The cap rate is a percentage that reflects the expected rate of return on an investment property. It is calculated by dividing NOI by the property's value. A higher cap rate indicates a higher potential return and a lower property value, and vice versa.

Effective Gross Income Multiplier (EGIM)

EGIM is a valuation method that multiplies a property's gross income by a factor (multiplier) to estimate its market value. It is closely related to the income approach and serves as an alternative means to gauge property value based on income generation.

Reserves for Replacement

Reserves for replacement are deductions made from NOI to account for future capital expenditures needed for property maintenance and improvements. Their proper inclusion or exclusion is vital for accurate valuation.

Conclusion

The Allen v. Department of Revenue judgment underscores the paramount importance of consistent and methodologically sound appraisal practices in property taxation. By meticulously analyzing income approaches, cap rates, and appropriate deductions, the court ensured that the RMV determination was equitable and reflective of the property's true market value.
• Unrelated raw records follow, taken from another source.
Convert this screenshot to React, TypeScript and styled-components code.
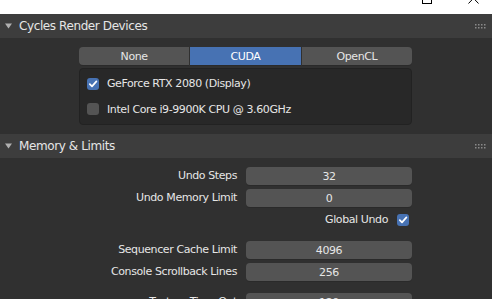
import styled, { createGlobalStyle } from 'styled-components'

const GlobalStyle = createGlobalStyle`
  html, body {
    margin: 0;
    padding: 0;
    background: #ffffff;
  }
  body {
    font-family: "DejaVu Sans", "Liberation Sans", sans-serif;
  }
`

const Screen = styled.div`
  width: 493px;
  height: 299px;
  overflow: hidden;
  background: #ffffff;
  display: flex;
  flex-direction: column;
`

const TitleBar = styled.div`
  height: 14px;
  flex: none;
  display: flex;
  justify-content: flex-end;
  align-items: flex-end;
  gap: 36px;
  padding-right: 14px;
  overflow: hidden;
`

const Panels = styled.div`
  width: 492px;
  flex: 1;
  background: #303030;
`

const Header = styled.div`
  height: 24px;
  background: #3d3d3d;
  display: flex;
  align-items: center;
  padding: 0 6px 0 5px;
  color: #e6e6e6;
  font-size: 12px;
  letter-spacing: -0.4px;
`

const Title = styled.span`
  flex: 1;
  margin-left: 7px;
`

const Body = styled.div`
  padding: 9px 80px 9px 79px;
  display: flex;
  flex-direction: column;
  gap: 3px;
`

const Tabs = styled.div`
  display: flex;
  height: 18px;
`

const Tab = styled.div<{ $active?: boolean }>`
  flex: 1;
  display: flex;
  align-items: center;
  justify-content: center;
  background: ${p => (p.$active ? '#4772b3' : '#545454')};
  color: ${p => (p.$active ? '#ffffff' : '#e6e6e6')};
  font-size: 11px;
  letter-spacing: -0.4px;
  margin-right: 1px;
  box-shadow: 0 1px 0 #2a2a2a;

  &:first-child {
    border-radius: 4px 0 0 4px;
  }
  &:last-child {
    border-radius: 0 4px 4px 0;
    margin-right: 0;
  }
`

const DeviceBox = styled.div`
  height: 57px;
  box-sizing: border-box;
  background: #282828;
  border: 1px solid #222222;
  border-radius: 4px;
  padding: 2px 7px;
  display: flex;
  flex-direction: column;
  justify-content: space-around;
`

const CheckRow = styled.label`
  display: flex;
  align-items: center;
  gap: 8px;
  color: #e6e6e6;
  font-size: 11px;
  letter-spacing: -0.4px;
  height: 20px;
`

const Box = styled.span<{ $on?: boolean }>`
  width: 12px;
  height: 12px;
  flex: none;
  border-radius: 3px;
  background: ${p => (p.$on ? '#4772b3' : '#545454')};
  display: flex;
  align-items: center;
  justify-content: center;
`

const PropBody = styled.div`
  padding: 9px 80px 0 79px;
  display: grid;
  grid-template-columns: 1fr 166px;
  column-gap: 9px;
  row-gap: 4px;
`

const Label = styled.div`
  color: #e6e6e6;
  font-size: 11px;
  letter-spacing: -0.4px;
  text-align: right;
  line-height: 18px;
`

const Field = styled.div`
  height: 18px;
  border-radius: 4px;
  background: #545454;
  box-shadow: 0 1px 0 #2a2a2a;
  color: #e6e6e6;
  font-size: 11px;
  letter-spacing: -0.4px;
  display: flex;
  align-items: center;
  justify-content: center;
`

const ToggleRow = styled.div`
  grid-column: 1 / span 2;
  display: flex;
  justify-content: flex-end;
  align-items: center;
  gap: 9px;
  height: 18px;
  padding-right: 3px;
  margin-bottom: 8px;
`

const Gap = styled.div`
  grid-column: 1 / span 2;
  height: 4px;
`

function Triangle() {
  return (
    <svg width="7" height="6" viewBox="0 0 7 6">
      <path d="M0 0.5 H7 L3.5 5.5 Z" fill="#b0b0b0" />
    </svg>
  )
}

function Grip() {
  return (
    <svg width="11" height="5" viewBox="0 0 11 5">
      {[0, 3, 6, 9].map(x =>
        [0, 3].map(y => <rect key={`${x}-${y}`} x={x} y={y} width="1.5" height="1.5" fill="#8a8a8a" />)
      )}
    </svg>
  )
}

function Check() {
  return (
    <svg width="10" height="10" viewBox="0 0 10 10">
      <path d="M1.8 5.2 L4 7.4 L8.4 2.4" fill="none" stroke="#ffffff" strokeWidth="1.7" strokeLinecap="round" strokeLinejoin="round" />
    </svg>
  )
}

function Section({ title }: { title: string }) {
  return (
    <Header>
      <Triangle />
      <Title>{title}</Title>
      <Grip />
    </Header>
  )
}

const props: [string, string][] = [
  ['Undo Steps', '32'],
  ['Undo Memory Limit', '0'],
]

const props2: [string, string][] = [
  ['Sequencer Cache Limit', '4096'],
  ['Console Scrollback Lines', '256'],
]

export default function App() {
  return (
    <>
      <GlobalStyle />
      <Screen>
        <TitleBar>
          <svg width="10" height="14" viewBox="0 0 10 14">
            <rect x="0.5" y="-6" width="9" height="9.5" fill="none" stroke="#000" />
          </svg>
          <svg width="11" height="14" viewBox="0 0 11 14">
            <path d="M0.5 -7 L10.5 3.5 M10.5 -7 L0.5 3.5" stroke="#000" strokeWidth="1" />
          </svg>
        </TitleBar>
        <Panels>
          <Section title="Cycles Render Devices" />
          <Body>
            <Tabs>
              <Tab>None</Tab>
              <Tab $active>CUDA</Tab>
              <Tab>OpenCL</Tab>
            </Tabs>
            <DeviceBox>
              <CheckRow>
                <Box $on><Check /></Box>
                GeForce RTX 2080 (Display)
              </CheckRow>
              <CheckRow>
                <Box />
                Intel Core i9-9900K CPU @ 3.60GHz
              </CheckRow>
            </DeviceBox>
          </Body>
          <Section title="Memory &amp; Limits" />
          <PropBody>
            {props.map(([l, v]) => (
              <>
                <Label key={l}>{l}</Label>
                <Field key={l + 'v'}>{v}</Field>
              </>
            ))}
            <ToggleRow>
              <Label>Global Undo</Label>
              <Box $on><Check /></Box>
            </ToggleRow>
            {props2.map(([l, v]) => (
              <>
                <Label key={l}>{l}</Label>
                <Field key={l + 'v'}>{v}</Field>
              </>
            ))}
            <Gap />
            <Label>Texture Time Out</Label>
            <Field>120</Field>
          </PropBody>
        </Panels>
      </Screen>
    </>
  )
}
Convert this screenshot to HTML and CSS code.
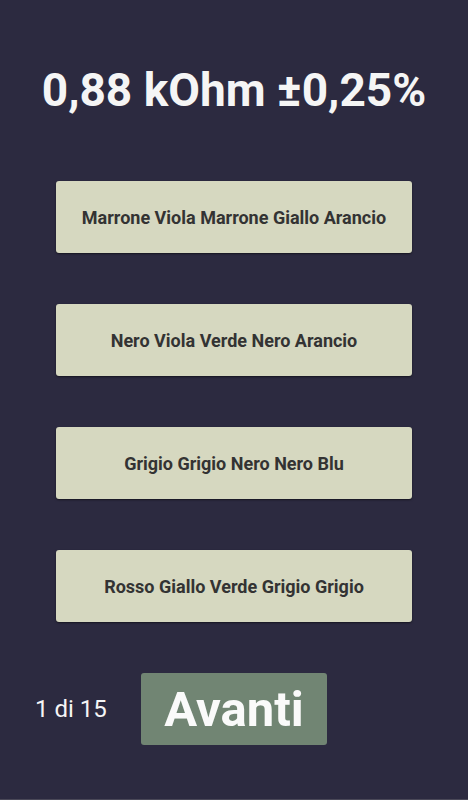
FILE: index.html
```html
<!DOCTYPE html>
<html lang="it">
<head>
    <meta charset="UTF-8">
    <title>Codice colori resistenze</title>
    <link rel="stylesheet" href="styles.css">
</head>
<body>

<main class="quiz">
    <h1 class="valore">0,88 kOhm ±0,25%</h1>

    <div class="risposte">
        <button class="risposta">Marrone Viola Marrone Giallo Arancio</button>
        <button class="risposta">Nero Viola Verde Nero Arancio</button>
        <button class="risposta">Grigio Grigio Nero Nero Blu</button>
        <button class="risposta">Rosso Giallo Verde Grigio Grigio</button>
    </div>

    <div class="piede">
        <span class="contatore">1 di 15</span>
        <button class="avanti">Avanti</button>
    </div>
</main>

</body>
</html>
```

FILE: styles.css
```css
html, body {
    margin: 0;
    height: 100%;
}
body {
    background-color: #2c2a40;
    font-family: Roboto, "Liberation Sans", sans-serif;
    border-bottom: 1px solid #4a4858;
    box-sizing: border-box;
}
.quiz {
    display: flex;
    flex-direction: column;
}
.valore {
    margin: 63px 0 0;
    text-align: center;
    color: #f5f5f5;
    font-size: 46px;
    font-weight: bold;
    line-height: 54px;
}
.risposte {
    display: flex;
    flex-direction: column;
    gap: 51px;
    padding: 64px 56px 0;
}
.risposta {
    height: 72px;
    border: none;
    border-radius: 3px;
    background-color: #d6d8c0;
    color: #333333;
    font-family: inherit;
    font-size: 18px;
    font-weight: bold;
    box-shadow: 0 1px 2px rgba(0, 0, 0, 0.5);
}
.piede {
    display: flex;
    align-items: center;
    padding: 51px 0 0 35px;
}
.contatore {
    color: #f5f5f5;
    font-size: 24px;
    width: 106px;
}
.avanti {
    width: 186px;
    height: 72px;
    border: none;
    border-radius: 3px;
    background-color: #718573;
    color: #fafafa;
    font-family: inherit;
    font-size: 49px;
    font-weight: bold;
    padding: 0;
}
```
This case serves as a pivotal reference for both taxpayers and assessors, highlighting the necessity for transparent, comparable, and justified valuation methods. It reinforces the protections afforded to taxpayers against arbitrary assessments and fosters a more predictable and fair property taxation landscape in Oregon.

Case Details

Year: 2003
Court: In the Oregon Tax Court. Regular Division.

Judge(s)

HENRY C. BREITHAUPT, Judge.

Attorney(S)

David L. Canary, Garvey Shubert and Barer, Portland, argued the cause for Plaintiffs. Susie L. Huva, Clackamas County Assistant County Counsel, Oregon City, argued the cause for Intervenor-Defendant (the county). James C. Wallace, Assistant Attorney General, Department of Justice, Salem, argued the cause for Defendant (the department).